Der Preis richtet sich auch danach, in welcher Gefahrenzone (ZÜRS-Zone) sich das Grundstück befindet. Den Aufpreis zu einer normalen Police für ein durchschnittliches Gebäude in der ZÜRS-Zone 1 beziffert Wischer auf rund 100 Euro im Jahr. Für den Hausrat liegt der Aufpreis nur bei 30 Euro jährlich. Eine Wohngebäudeversicherung mit Elementardeckung für ein Einfamilienhaus in Massivbauweise und 140 Quadratmeter Wohnfläche ist in Standardtarifen ab rund 300 Euro möglich. Die Tarife in der Tabelle enthalten umfangreichere Leistungen und sind deshalb teurer. Eine Elementarschadendeckung enthält in der Regel eine Selbstbeteiligung.
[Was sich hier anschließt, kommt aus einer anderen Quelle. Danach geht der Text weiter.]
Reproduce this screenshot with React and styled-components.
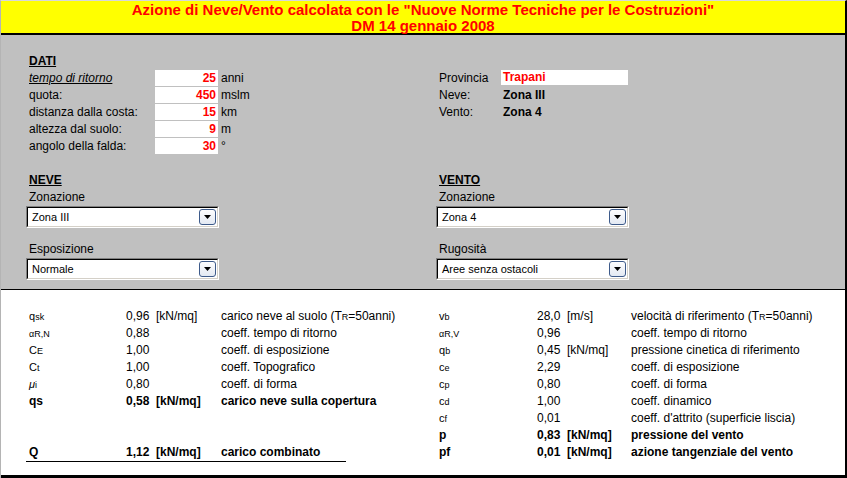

Was ist, wenn mir der Versicherer kündigt?
„Das ist dramatischer als eine Prämienerhöhung und wir registrieren verstärkt solche Kündigungen nach großen Schäden“, sagt Verbraucherschützer Grieble. Ohne Versicherung drohen aber existenzielle Risiken. „Wir überprüfen regelmäßig die bei uns versicherten Wohngebäude im Hinblick auf akut auffällige Verträge“, sagt Liane Hauburg vom HDI. Akut auffällig bedeute, dass sie überdurchschnittliche Kriterien zur Schadenart, -anzahl und -höhe innerhalb der vergangenen fünf Jahre aufweisen. Grieble rät, bei einer drohenden Kündigung lieber selbst zu kündigen. Denn die Kündigung durch den Versicherer muss bei der Antragstellung bei einem anderen Anbieter angegeben werden.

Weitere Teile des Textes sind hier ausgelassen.